Input records
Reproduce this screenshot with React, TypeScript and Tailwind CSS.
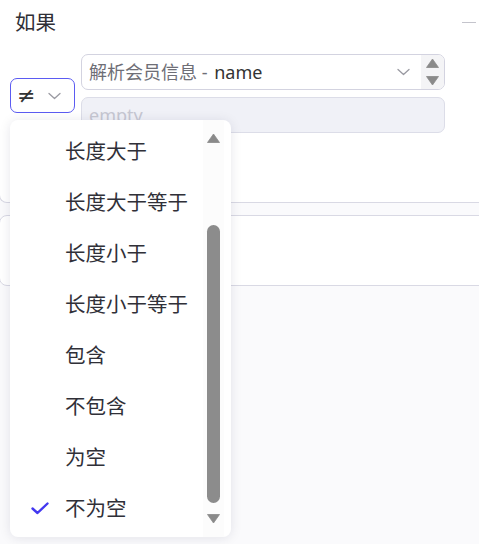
import React from "react";

const Chevron = ({ className = "" }: { className?: string }) => (
  <svg className={className} width="13" height="8" viewBox="0 0 13 8" fill="none">
    <polyline points="1,1.5 6.5,6.5 12,1.5" stroke="#9a9aa2" strokeWidth="1.3" strokeLinecap="round" strokeLinejoin="round" />
  </svg>
);

const TriUp = () => (
  <svg width="13" height="10" viewBox="0 0 13 10">
    <path d="M6.5 1 L12.5 9.5 L0.5 9.5 Z" fill="#8a8a8a" stroke="#8a8a8a" strokeWidth="0.8" strokeLinejoin="round" />
  </svg>
);

const TriDown = () => (
  <svg width="13" height="10" viewBox="0 0 13 10">
    <path d="M0.5 0.5 L12.5 0.5 L6.5 9 Z" fill="#8a8a8a" stroke="#8a8a8a" strokeWidth="0.8" strokeLinejoin="round" />
  </svg>
);

const items = ["长度大于", "长度大于等于", "长度小于", "长度小于等于", "包含", "不包含", "为空", "不为空"];

export default function App() {
  return (
    <div
      className="relative w-[479px] h-[544px] overflow-hidden bg-[#fafafc]"
      style={{ fontFamily: '"Noto Sans", "Noto Sans CJK SC", sans-serif' }}
    >
      {/* Card 1 */}
      <div className="ml-[-1px] w-[500px] h-[203px] bg-white border-l border-b border-[#d9d9e4] rounded-bl-[8px]">
        <div className="h-[44px] w-[479px] flex items-center justify-between pl-[15px] pr-[3px]">
          <span className="text-[20.5px] leading-none text-[#2f2f36]">如果</span>
          <div className="w-[14px] h-[1.5px] bg-[#c4c4cc] mt-[1px]" />
        </div>
        <div className="flex mt-[10px] pl-[10px]">
          <div className="mt-[24px] w-[65px] h-[35px] border border-[#5b5bf2] rounded-[7px] flex items-center pl-[6px]">
            <span className="text-[22px] leading-none text-[#333]" style={{ fontFamily: '"DejaVu Sans", sans-serif' }}>≠</span>
            <Chevron className="ml-[13px]" />
          </div>
          <div className="ml-[6px] w-[364px] flex flex-col gap-[7px]">
            <div className="h-[36px] border border-[#d3d3e0] rounded-[7px] flex items-center overflow-hidden bg-white">
              <span className="pl-[7px] text-[18px] leading-none text-[#6e6e76] whitespace-nowrap">
                解析会员信息 - <span className="ml-[2px] text-[#333]">name</span>
              </span>
              <Chevron className="ml-auto mr-[11px]" />
              <div className="w-[23px] h-full bg-[#f4f4f6] flex flex-col items-center justify-center gap-[8px]">
                <TriUp />
                <TriDown />
              </div>
            </div>
            <div className="h-[36px] border border-[#dcdde8] rounded-[7px] bg-[#f0f1f7] flex items-center pl-[7px]">
              <span className="text-[18px] leading-none text-[#c6c7d2]">empty</span>
            </div>
          </div>
        </div>
      </div>

      {/* Card 2 */}
      <div className="mt-[12px] ml-[-1px] w-[500px] h-[71px] bg-white border border-[#d9d9e4] rounded-l-[8px]" />

      {/* Dropdown */}
      <div className="absolute left-[10px] top-[120px] w-[221px] h-[417px] bg-white rounded-[8px] shadow-[0_1px_12px_rgba(20,20,60,0.10)] flex overflow-hidden">
        <div className="flex-1 pt-[6px]">
          {items.map((t, i) => (
            <div key={t} className="h-[51px] flex items-center">
              <div className="w-[55px] pl-[21px] flex items-center">
                {i === items.length - 1 && (
                  <svg width="18" height="13" viewBox="0 0 18 13" fill="none">
                    <polyline points="1.5,6.5 6.5,11 16.5,1.5" stroke="#4338f0" strokeWidth="2.4" strokeLinecap="round" strokeLinejoin="round" />
                  </svg>
                )}
              </div>
              <span className="text-[20.5px] leading-none text-[#303038] whitespace-nowrap">{t}</span>
            </div>
          ))}
        </div>
        <div className="w-[21px] mr-[7px] flex flex-col items-center pt-[13px] bg-[#fcfcfc]">
          <TriUp />
          <div className="mt-[82px] w-[13px] h-[278px] rounded-full bg-[#8c8c8c]" />
          <div className="mt-[11px]">
            <TriDown />
          </div>
        </div>
      </div>
    </div>
  );
}
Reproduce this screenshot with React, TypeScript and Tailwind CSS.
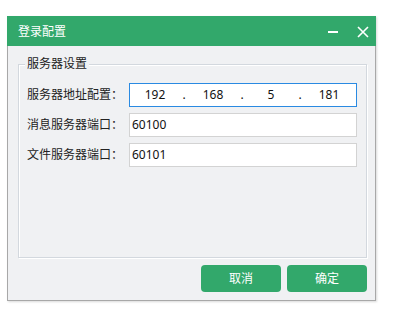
import React from "react";

const font = "font-['Noto_Sans','Noto_Sans_CJK_SC',sans-serif]";

const Field = ({ label, value }: { label: string; value: string }) => (
  <div className="flex h-[24px] items-center">
    <span className="w-[102px] shrink-0 text-[12px] text-[#222]">{label}</span>
    <div className="flex h-[24px] w-[228px] items-center border border-[#d3d3d3] bg-white pl-[2px] text-[12px] text-[#111]">
      {value}
    </div>
  </div>
);

const App = () => {
  const ip = ["192", "168", "5", "181"];

  return (
    <div className={`h-[312px] w-[394px] bg-white pl-[7px] pt-[16px] ${font}`}>
      <div className="flex h-[285px] w-[369px] flex-col shadow-[1px_1px_2px_rgba(0,0,0,0.15)]">
        <div className="flex h-[30px] shrink-0 items-center bg-[#32a86b] pl-[11px] pr-[7px] text-white">
          <span className="pt-[2px] text-[12px]">登录配置</span>
          <div className="ml-auto flex items-center gap-[19px]">
            <div className="mt-[2px] h-[2px] w-[10px] bg-white" />
            <svg width="12" height="12" viewBox="0 0 12 12" className="mt-[2px]">
              <path d="M1 1L11 11M11 1L1 11" stroke="#fff" strokeWidth="1.6" />
            </svg>
          </div>
        </div>

        <div className="flex flex-1 flex-col border-x border-b border-[#a8a8a8] bg-[#f0f1f3] pl-[10px] pr-[8px] pt-[18px] pb-[8px]">
          <div className="relative h-[194px] border border-[#d3d8de] px-[8px] pt-[18px] shadow-[inset_1px_1px_0_#fff,1px_1px_0_#fff]">
            <span className="absolute left-[6px] top-[-9px] bg-[#f0f1f3] px-[2px] text-[12px] leading-[16px] text-[#222]">
              服务器设置
            </span>
            <div className="flex flex-col gap-[6px]">
              <div className="flex h-[24px] items-center">
                <span className="w-[102px] shrink-0 text-[12px] text-[#222]">服务器地址配置：</span>
                <div className="flex h-[24px] w-[228px] items-center border border-[#2a8ae2] bg-white text-[12px] text-[#111]">
                  {ip.map((part, i) => (
                    <React.Fragment key={i}>
                      {i > 0 && <span className="w-[8px] text-center">.</span>}
                      <span className="w-[50px] text-center">{part}</span>
                    </React.Fragment>
                  ))}
                </div>
              </div>
              <Field label="消息服务器端口：" value="60100" />
              <Field label="文件服务器端口：" value="60101" />
            </div>
          </div>

          <div className="mt-[7px] flex justify-end gap-[6px]">
            <button className="h-[27px] w-[80px] rounded-[4px] bg-[#32a86b] text-[12px] text-white">取消</button>
            <button className="h-[27px] w-[80px] rounded-[4px] bg-[#32a86b] text-[12px] text-white">确定</button>
          </div>
        </div>
      </div>
    </div>
  );
};

export default App;
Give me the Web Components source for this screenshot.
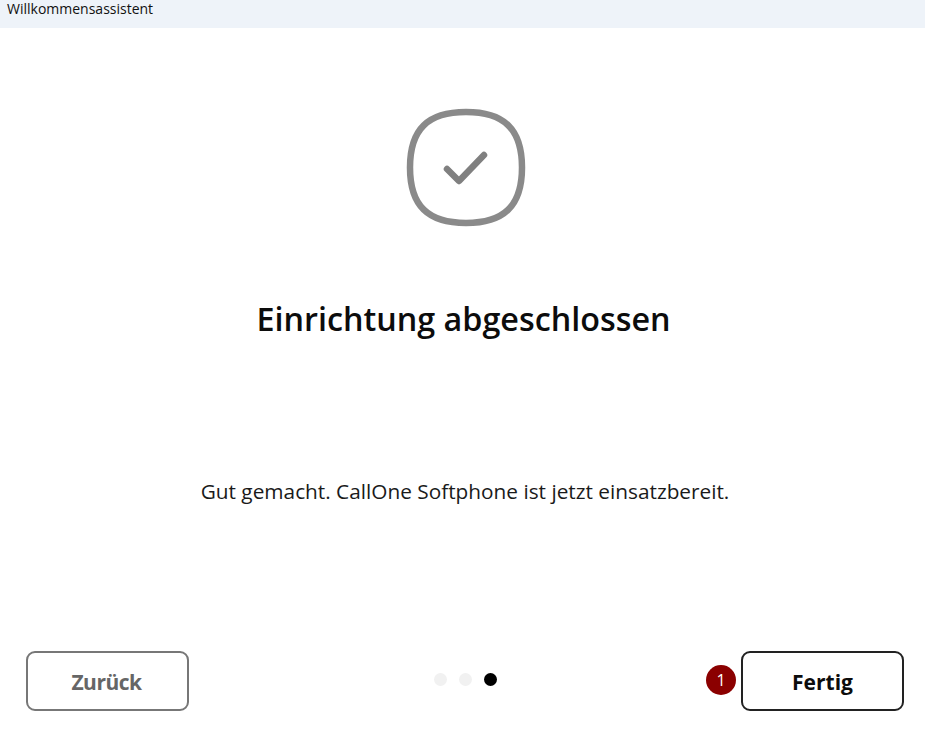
<!DOCTYPE html>
<html lang="de"><head><meta charset="utf-8"><style>html,body{margin:0;height:100%;background:#fff}body{font-family:"Open Sans","Noto Sans",sans-serif}</style></head><body>
<wizard-page></wizard-page>
<script>
class TitleBar extends HTMLElement{constructor(){super();this.attachShadow({mode:'open'}).innerHTML=`<style>:host{display:flex;height:28px;background:#eef3f9;box-sizing:border-box;padding:0 7px;font:14px/17px "Open Sans",sans-serif;color:#111}</style><slot></slot>`}}
class WizButton extends HTMLElement{constructor(){super();this.attachShadow({mode:'open'}).innerHTML=`<style>:host{display:flex;align-items:center;justify-content:center;width:163px;height:60px;box-sizing:border-box;border:2.5px solid #222;border-radius:9px;padding-top:2px;font:700 21px "Open Sans",sans-serif;color:#0c0c0c;background:#fff}:host([disabled]){border-color:#777;color:#666;letter-spacing:-.5px;padding-right:2px}</style><slot></slot>`}}
class PageDots extends HTMLElement{constructor(){super();this.attachShadow({mode:'open'}).innerHTML=`<style>:host{display:flex;gap:12px;align-items:center;margin-bottom:3px}i{width:13px;height:13px;border-radius:50%;background:#f1f1f1}i.on{background:#000}</style><i></i><i></i><i class="on"></i>`}}
class WizardPage extends HTMLElement{constructor(){super();this.attachShadow({mode:'open'}).innerHTML=`<style>:host{display:flex;flex-direction:column;height:736px;overflow:hidden}main{flex:1;display:flex;flex-direction:column;align-items:center}svg{display:block;margin:79px 0 0 7px}h1{margin:69px 0 0 2px;font:600 32.3px/44px "Open Sans",sans-serif;color:#0c0c0c}p{margin:137px 0 0 5px;font:400 20.8px/28px "Open Sans",sans-serif;color:#1a1a1a}footer{display:grid;grid-template-columns:1fr auto 1fr;align-items:center;padding:0 21px 25px 26px}.r{display:flex;justify-content:flex-end;align-items:center;gap:5px}.badge{width:30px;height:30px;border-radius:50%;background:#8b0000;color:#fff;display:flex;align-items:center;justify-content:center;font:16px "Open Sans",sans-serif;margin-bottom:3px}.l{display:flex}</style>
<title-bar>Willkommensassistent</title-bar>
<main><svg width="120" height="120" viewBox="0 0 120 120" fill="none"><path d="M60 5C98 5 116 22 116 60.500S98 116 60 116 4 99 4 60.500 22 5 60 5Z" stroke="#8a8a8a" stroke-width="6.500"/><path d="M41 62L53 74 78 48" stroke="#808080" stroke-width="6.500" stroke-linecap="round" stroke-linejoin="round"/></svg><h1>Einrichtung abgeschlossen</h1><p>Gut gemacht. CallOne Softphone ist jetzt einsatzbereit.</p></main>
<footer><div class="l"><wiz-button disabled>Zurück</wiz-button></div><page-dots></page-dots><div class="r"><span class="badge">1</span><wiz-button>Fertig</wiz-button></div></footer>`}}
customElements.define('title-bar',TitleBar);customElements.define('wiz-button',WizButton);customElements.define('page-dots',PageDots);customElements.define('wizard-page',WizardPage);
</script></body></html>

Instruction
Copy out every line in the entries above that holds "this".

Task result
Reproduce this screenshot with React, TypeScript and Tailwind CSS.
Reproduce this screenshot with React, TypeScript and Tailwind CSS.
Give me the Web Components source for this screenshot.
class TitleBar extends HTMLElement{constructor(){super();this.attachShadow({mode:'open'}).innerHTML=`<style>:host{display:flex;height:28px;background:#eef3f9;box-sizing:border-box;padding:0 7px;font:14px/17px "Open Sans",sans-serif;color:#111}</style><slot></slot>`}}
class WizButton extends HTMLElement{constructor(){super();this.attachShadow({mode:'open'}).innerHTML=`<style>:host{display:flex;align-items:center;justify-content:center;width:163px;height:60px;box-sizing:border-box;border:2.5px solid #222;border-radius:9px;padding-top:2px;font:700 21px "Open Sans",sans-serif;color:#0c0c0c;background:#fff}:host([disabled]){border-color:#777;color:#666;letter-spacing:-.5px;padding-right:2px}</style><slot></slot>`}}
class PageDots extends HTMLElement{constructor(){super();this.attachShadow({mode:'open'}).innerHTML=`<style>:host{display:flex;gap:12px;align-items:center;margin-bottom:3px}i{width:13px;height:13px;border-radius:50%;background:#f1f1f1}i.on{background:#000}</style><i></i><i></i><i class="on"></i>`}}
class WizardPage extends HTMLElement{constructor(){super();this.attachShadow({mode:'open'}).innerHTML=`<style>:host{display:flex;flex-direction:column;height:736px;overflow:hidden}main{flex:1;display:flex;flex-direction:column;align-items:center}svg{display:block;margin:79px 0 0 7px}h1{margin:69px 0 0 2px;font:600 32.3px/44px "Open Sans",sans-serif;color:#0c0c0c}p{margin:137px 0 0 5px;font:400 20.8px/28px "Open Sans",sans-serif;color:#1a1a1a}footer{display:grid;grid-template-columns:1fr auto 1fr;align-items:center;padding:0 21px 25px 26px}.r{display:flex;justify-content:flex-end;align-items:center;gap:5px}.badge{width:30px;height:30px;border-radius:50%;background:#8b0000;color:#fff;display:flex;align-items:center;justify-content:center;font:16px "Open Sans",sans-serif;margin-bottom:3px}.l{display:flex}</style>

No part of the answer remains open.